Но религиозная тяга в человеке остается. Потеряв из виду Бога, человек начинает удовлетворять свою религиозную жажду из какого-нибудь более-менее богоподобного источника. Потеряв Бога в тех высях, с которых он ниспал, человек начинает прилагать свое религиозное чувство к тому, что поближе и познакомее. К мелким духам, к стихиям космоса, к самому себе. И однажды его медитирующее сердце посещает «великая мысль»: «Это Я». И язычник уверяется в своей собственной тождественности Абсолюту в высшей точке своего бытия.
Бердяев говорил, что атеизмом современный мир расплачивается за недостаточный интерес средневековья к человеку. Не платим ли мы нашим бессилием перед язычеством сегодня за то, что отказывались видеть в нехристианской мистике ее положительное содержание – антропологическое, впрочем, а не теологическое. Человек ведь действительно бездна, и эту бездну можно принять за Бога. Мы мало ценили Богообразные потенции человека – в итоге приходится все объяснять ссылками на «дьяволов водевиль», которые никого не убеждают.
323 см. Николаев Ю. В поисках Божества. Очерки из истории гностицизма. – Киев, 1995, с. 217.
324 Болотов В. В. Лекции по истории древней Церкви. Т. 2 – М., 1994, с. 367.
325 Сушков Б. Когда мы реабилитируем Льва Толстого? // Евангелие Толстого. Избранные религиозно-философские произведения Л. Н. Толстого. – М., 1992, с. 4.
326 «Так называемое обрядоверие, рабство обряду и букве, это – миф, выдумка. Предки наши держались за обряд крепко, но потому, что чувствовали его большую, неизмеримую цену. Поднят вопрос: „двоить или троить аллилуйю“. Наши предки идут на Восток за справками. Какими? Только узнать: сугубить или трегубить аллилуйю?
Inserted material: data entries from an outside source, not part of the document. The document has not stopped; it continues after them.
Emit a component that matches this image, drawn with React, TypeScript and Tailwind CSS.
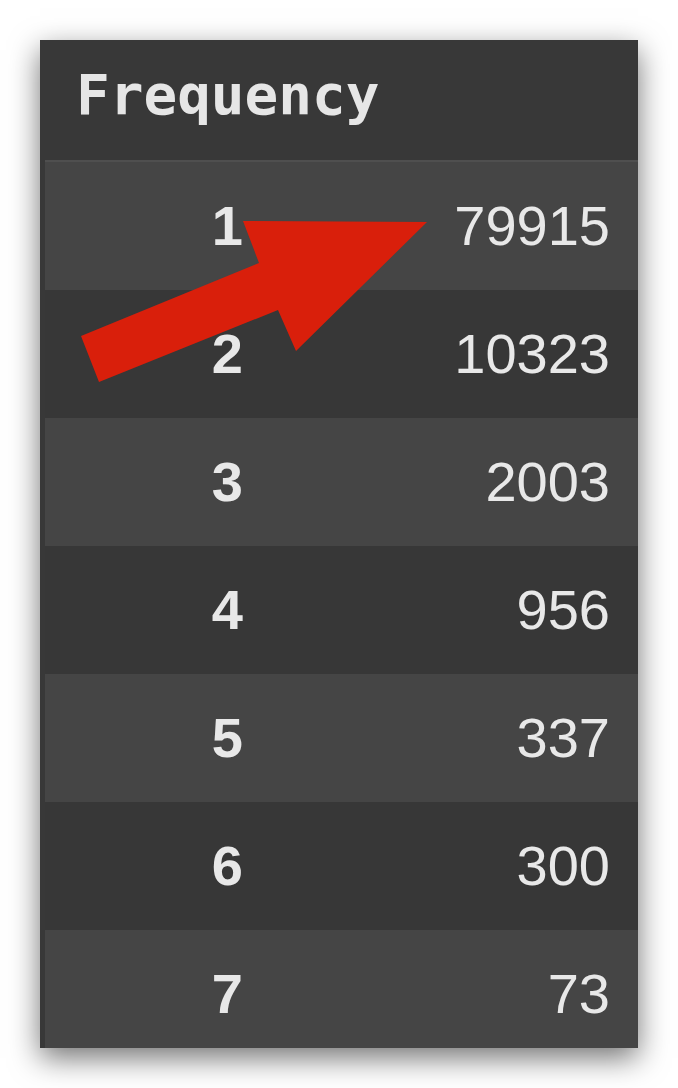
const rows = [
    { rank: 1, count: 79915 },
    { rank: 2, count: 10323 },
    { rank: 3, count: 2003 },
    { rank: 4, count: 956 },
    { rank: 5, count: 337 },
    { rank: 6, count: 300 },
    { rank: 7, count: 73 },
];

export default function App() {
    return (
        <div className="relative w-[678px] h-[1088px] bg-white pl-[40px] pt-[40px] overflow-hidden">
            {/* PANEL */}
            <div className="w-[598px] h-[1008px] bg-[#383838] overflow-hidden shadow-[0_10px_28px_rgba(0,0,0,0.55)] flex flex-col">
                {/* HEADER */}
                <div className="h-[120px] shrink-0 pl-[36px] pt-[27px]">
                    <span className="font-['DejaVu_Sans_Mono',monospace] font-bold text-[56px] leading-none text-[#e6e6e6]">
                        Frequency
                    </span>
                </div>
                <div className="ml-[5px] h-[2px] shrink-0 bg-[#4f4f4f]"></div>

                {/* ROWS */}
                <div className="ml-[5px] flex flex-col font-['Liberation_Sans',Arial,sans-serif] text-[56px] leading-none text-[#e8e8e8]">
                    {rows.map((r, i) => (
                        <div
                            key={r.rank}
                            className={`h-[128px] shrink-0 flex items-center ${i % 2 === 0 ? "bg-[#454545]" : "bg-[#373737]"}`}
                        >
                            <div className="w-[198px] text-right font-bold">{r.rank}</div>
                            <div className="flex-1 text-right pr-[28px]">{r.count}</div>
                        </div>
                    ))}
                </div>
            </div>

            {/* ARROW */}
            <svg className="absolute left-0 top-0" width="678" height="1088" viewBox="0 0 678 1088">
                <polygon
                    points="81,336 259,263 243,221 427,222 296,351 278,310 99,382"
                    fill="#d91f0b"
                />
            </svg>
        </div>
    );
}
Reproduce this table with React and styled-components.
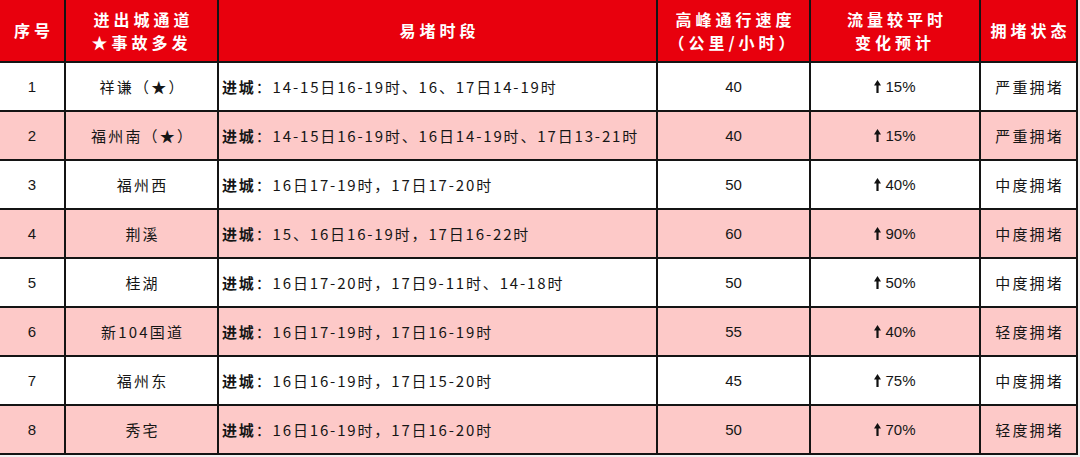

Нет, чтобы узнать „тайну божественной аллилуйи“, т.е. смысл возглашения, скрытую в повторении возгласа (двукратном или трехкратном) мысль. Какое же тут обрядоверие? Обряды для наших предков – наглядная запись догматической истины. Можно бояться, что с повреждением обряда пошатнется, может повредиться одетая этой святой оболочкой истина веры», – пишет старообрядческий еп. Михаил Семенов (Церковь. 1992, №2).
327 «И для чего ты гордишься отечеством, говорит Он, когда Я повелеваю тебе быть странником всей вселенной, когда ты можешь сделаться таким, что весь мир не будет тебя достоин?!» – восклицает св. Иоанн Златоуст как бы от лица Христа (св. Иоанн Златоуст. Беседы на Евангелие от Матфея. Т. 1. – М., 1993, с. 96).
328 преп. Ефрем Сирин. Творения. Ч. 5. – Сергиев Посад, 1912, с. 208.